* _What the task asks_
Images are not part of the copy; write out the rest of the data exactly as given.

——————————

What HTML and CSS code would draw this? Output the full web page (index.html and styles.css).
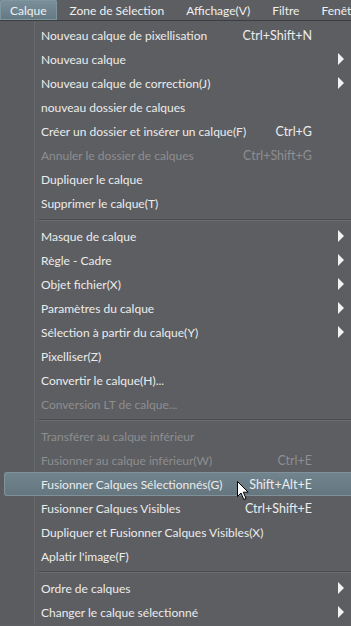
FILE: index.html
```html
<!DOCTYPE html>
<html lang="fr">
<head>
    <meta charset="UTF-8">
    <title>Calque</title>
    <link rel="stylesheet" href="styles.css">
</head>
<body>

    <div class="menubar">
        <span class="menubar-item active">Calque</span>
        <span class="menubar-item">Zone de Sélection</span>
        <span class="menubar-item">Affichage(V)</span>
        <span class="menubar-item">Filtre</span>
        <span class="menubar-item">Fenêtre</span>
    </div>

    <div class="menu">
        <div class="item"><span class="label">Nouveau calque de pixellisation</span><span class="key">Ctrl+Shift+N</span><span class="arrow"></span></div>
        <div class="item"><span class="label">Nouveau calque</span><span class="key"></span><span class="arrow sub"></span></div>
        <div class="item"><span class="label">Nouveau calque de correction(J)</span><span class="key"></span><span class="arrow sub"></span></div>
        <div class="item"><span class="label">nouveau dossier de calques</span><span class="key"></span><span class="arrow"></span></div>
        <div class="item"><span class="label">Créer un dossier et insérer un calque(F)</span><span class="key">Ctrl+G</span><span class="arrow"></span></div>
        <div class="item disabled"><span class="label">Annuler le dossier de calques</span><span class="key">Ctrl+Shift+G</span><span class="arrow"></span></div>
        <div class="item"><span class="label">Dupliquer le calque</span><span class="key"></span><span class="arrow"></span></div>
        <div class="item"><span class="label">Supprimer le calque(T)</span><span class="key"></span><span class="arrow"></span></div>

        <div class="sep first"></div>

        <div class="item"><span class="label">Masque de calque</span><span class="key"></span><span class="arrow sub"></span></div>
        <div class="item"><span class="label">Règle - Cadre</span><span class="key"></span><span class="arrow sub"></span></div>
        <div class="item"><span class="label">Objet fichier(X)</span><span class="key"></span><span class="arrow sub"></span></div>
        <div class="item"><span class="label">Paramètres du calque</span><span class="key"></span><span class="arrow sub"></span></div>
        <div class="item"><span class="label">Sélection à partir du calque(Y)</span><span class="key"></span><span class="arrow sub"></span></div>
        <div class="item"><span class="label">Pixelliser(Z)</span><span class="key"></span><span class="arrow"></span></div>
        <div class="item"><span class="label">Convertir le calque(H)...</span><span class="key"></span><span class="arrow"></span></div>
        <div class="item disabled"><span class="label">Conversion LT de calque...</span><span class="key"></span><span class="arrow"></span></div>

        <div class="sep"></div>

        <div class="item disabled"><span class="label">Transférer au calque inférieur</span><span class="key"></span><span class="arrow"></span></div>
        <div class="item disabled"><span class="label">Fusionner au calque inférieur(W)</span><span class="key">Ctrl+E</span><span class="arrow"></span></div>
        <div class="item hover"><span class="label">Fusionner Calques Sélectionnés(G)</span><span class="key">Shift+Alt+E</span><span class="arrow"></span>
            <svg class="cursor" width="13" height="20" viewBox="0 0 13 20">
                <path d="M0.5 0.5 L0.5 15.5 L4 12 L6.8 18.5 L9 17.5 L6.3 11.2 L11.2 11.2 Z" fill="#fff" stroke="#000" stroke-width="1"/>
            </svg>
        </div>
        <div class="item"><span class="label">Fusionner Calques Visibles</span><span class="key">Ctrl+Shift+E</span><span class="arrow"></span></div>
        <div class="item"><span class="label">Dupliquer et Fusionner Calques Visibles(X)</span><span class="key"></span><span class="arrow"></span></div>
        <div class="item"><span class="label">Aplatir l'image(F)</span><span class="key"></span><span class="arrow"></span></div>

        <div class="sep"></div>

        <div class="item"><span class="label">Ordre de calques</span><span class="key"></span><span class="arrow sub"></span></div>
        <div class="item"><span class="label">Changer le calque sélectionné</span><span class="key"></span><span class="arrow sub"></span></div>
    </div>

</body>
</html>
```

FILE: styles.css
```css
body {
    margin: 0;
    width: 351px;
    height: 626px;
    overflow: hidden;
    background-color: #5d5e61;
    font-family: 'Lato', 'Open Sans', sans-serif;
    font-size: 12px;
    color: #ececec;
}

.menubar {
    display: flex;
    height: 20px;
    border-bottom: 1px solid #3c3d40;
    background-color: #5d5e61;
    white-space: nowrap;
    overflow: hidden;
}

.menubar-item {
    display: flex;
    align-items: center;
    flex: none;
    padding: 0 11px;
    color: #f0f0f0;
}

.menubar-item.active {
    background: linear-gradient(#7a909b, #647882);
    border-radius: 2px 2px 0 0;
    box-shadow: inset 0 0 0 1px #80969f;
    padding: 0 10px;
    margin-right: 2px;
}

.menu {
    position: relative;
    padding-top: 2px;
    background: linear-gradient(to right, #5b5c5f 34px, #68696c 34px, #68696c 35px, #5d5e61 35px);
}

.item {
    position: relative;
    display: grid;
    grid-template-columns: minmax(0, 1fr) auto 39px;
    align-items: center;
    height: 24px;
    padding-left: 41px;
    white-space: nowrap;
}

.item .key {
    text-align: right;
    font-size: 12.5px;
}

.item .arrow.sub::after {
    content: '';
    display: block;
    margin-left: 26px;
    border-left: 6px solid #f2f2f2;
    border-top: 6px solid transparent;
    border-bottom: 6px solid transparent;
    width: 0;
    height: 0;
}

.item.disabled {
    color: #8d8e91;
}

.item.hover {
    margin-left: 4px;
    padding-left: 36px;
    background: linear-gradient(#71848e, #65767f);
    border: 1px solid #7f929b;
    border-right: none;
    border-radius: 3px 0 0 3px;
    height: 22px;
}

.cursor {
    position: absolute;
    left: 232px;
    top: 8px;
}

.sep {
    height: 8px;
    margin-left: 39px;
    display: flex;
    flex-direction: column;
    justify-content: center;
}

.sep.first {
    height: 9px;
}

.sep::before {
    content: '';
    display: block;
    height: 1px;
    background-color: #4a4b4e;
}

.sep::after {
    content: '';
    display: block;
    height: 1px;
    background-color: #6c6d70;
}
```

——————————

* _Final result_
What HTML and CSS code would draw this? Output the full web page (index.html and styles.css).
FILE: index.html
```html
<!DOCTYPE html>
<html lang="fr">
<head>
    <meta charset="UTF-8">
    <title>Calque</title>
    <link rel="stylesheet" href="styles.css">
</head>
<body>

    <div class="menubar">
        <span class="menubar-item active">Calque</span>
        <span class="menubar-item">Zone de Sélection</span>
        <span class="menubar-item">Affichage(V)</span>
        <span class="menubar-item">Filtre</span>
        <span class="menubar-item">Fenêtre</span>
    </div>

    <div class="menu">
        <div class="item"><span class="label">Nouveau calque de pixellisation</span><span class="key">Ctrl+Shift+N</span><span class="arrow"></span></div>
        <div class="item"><span class="label">Nouveau calque</span><span class="key"></span><span class="arrow sub"></span></div>
        <div class="item"><span class="label">Nouveau calque de correction(J)</span><span class="key"></span><span class="arrow sub"></span></div>
        <div class="item"><span class="label">nouveau dossier de calques</span><span class="key"></span><span class="arrow"></span></div>
        <div class="item"><span class="label">Créer un dossier et insérer un calque(F)</span><span class="key">Ctrl+G</span><span class="arrow"></span></div>
        <div class="item disabled"><span class="label">Annuler le dossier de calques</span><span class="key">Ctrl+Shift+G</span><span class="arrow"></span></div>
        <div class="item"><span class="label">Dupliquer le calque</span><span class="key"></span><span class="arrow"></span></div>
        <div class="item"><span class="label">Supprimer le calque(T)</span><span class="key"></span><span class="arrow"></span></div>

        <div class="sep first"></div>

        <div class="item"><span class="label">Masque de calque</span><span class="key"></span><span class="arrow sub"></span></div>
        <div class="item"><span class="label">Règle - Cadre</span><span class="key"></span><span class="arrow sub"></span></div>
        <div class="item"><span class="label">Objet fichier(X)</span><span class="key"></span><span class="arrow sub"></span></div>
        <div class="item"><span class="label">Paramètres du calque</span><span class="key"></span><span class="arrow sub"></span></div>
        <div class="item"><span class="label">Sélection à partir du calque(Y)</span><span class="key"></span><span class="arrow sub"></span></div>
        <div class="item"><span class="label">Pixelliser(Z)</span><span class="key"></span><span class="arrow"></span></div>
        <div class="item"><span class="label">Convertir le calque(H)...</span><span class="key"></span><span class="arrow"></span></div>
        <div class="item disabled"><span class="label">Conversion LT de calque...</span><span class="key"></span><span class="arrow"></span></div>

        <div class="sep"></div>

        <div class="item disabled"><span class="label">Transférer au calque inférieur</span><span class="key"></span><span class="arrow"></span></div>
        <div class="item disabled"><span class="label">Fusionner au calque inférieur(W)</span><span class="key">Ctrl+E</span><span class="arrow"></span></div>
        <div class="item hover"><span class="label">Fusionner Calques Sélectionnés(G)</span><span class="key">Shift+Alt+E</span><span class="arrow"></span>
            <svg class="cursor" width="13" height="20" viewBox="0 0 13 20">
                <path d="M0.5 0.5 L0.5 15.5 L4 12 L6.8 18.5 L9 17.5 L6.3 11.2 L11.2 11.2 Z" fill="#fff" stroke="#000" stroke-width="1"/>
            </svg>
        </div>
        <div class="item"><span class="label">Fusionner Calques Visibles</span><span class="key">Ctrl+Shift+E</span><span class="arrow"></span></div>
        <div class="item"><span class="label">Dupliquer et Fusionner Calques Visibles(X)</span><span class="key"></span><span class="arrow"></span></div>
        <div class="item"><span class="label">Aplatir l'image(F)</span><span class="key"></span><span class="arrow"></span></div>

        <div class="sep"></div>

        <div class="item"><span class="label">Ordre de calques</span><span class="key"></span><span class="arrow sub"></span></div>
        <div class="item"><span class="label">Changer le calque sélectionné</span><span class="key"></span><span class="arrow sub"></span></div>
    </div>

</body>
</html>
```

FILE: styles.css
```css
body {
    margin: 0;
    width: 351px;
    height: 626px;
    overflow: hidden;
    background-color: #5d5e61;
    font-family: 'Lato', 'Open Sans', sans-serif;
    font-size: 12px;
    color: #ececec;
}

.menubar {
    display: flex;
    height: 20px;
    border-bottom: 1px solid #3c3d40;
    background-color: #5d5e61;
    white-space: nowrap;
    overflow: hidden;
}

.menubar-item {
    display: flex;
    align-items: center;
    flex: none;
    padding: 0 11px;
    color: #f0f0f0;
}

.menubar-item.active {
    background: linear-gradient(#7a909b, #647882);
    border-radius: 2px 2px 0 0;
    box-shadow: inset 0 0 0 1px #80969f;
    padding: 0 10px;
    margin-right: 2px;
}

.menu {
    position: relative;
    padding-top: 2px;
    background: linear-gradient(to right, #5b5c5f 34px, #68696c 34px, #68696c 35px, #5d5e61 35px);
}

.item {
    position: relative;
    display: grid;
    grid-template-columns: minmax(0, 1fr) auto 39px;
    align-items: center;
    height: 24px;
    padding-left: 41px;
    white-space: nowrap;
}

.item .key {
    text-align: right;
    font-size: 12.5px;
}

.item .arrow.sub::after {
    content: '';
    display: block;
    margin-left: 26px;
    border-left: 6px solid #f2f2f2;
    border-top: 6px solid transparent;
    border-bottom: 6px solid transparent;
    width: 0;
    height: 0;
}

.item.disabled {
    color: #8d8e91;
}

.item.hover {
    margin-left: 4px;
    padding-left: 36px;
    background: linear-gradient(#71848e, #65767f);
    border: 1px solid #7f929b;
    border-right: none;
    border-radius: 3px 0 0 3px;
    height: 22px;
}

.cursor {
    position: absolute;
    left: 232px;
    top: 8px;
}

.sep {
    height: 8px;
    margin-left: 39px;
    display: flex;
    flex-direction: column;
    justify-content: center;
}

.sep.first {
    height: 9px;
}

.sep::before {
    content: '';
    display: block;
    height: 1px;
    background-color: #4a4b4e;
}

.sep::after {
    content: '';
    display: block;
    height: 1px;
    background-color: #6c6d70;
}
```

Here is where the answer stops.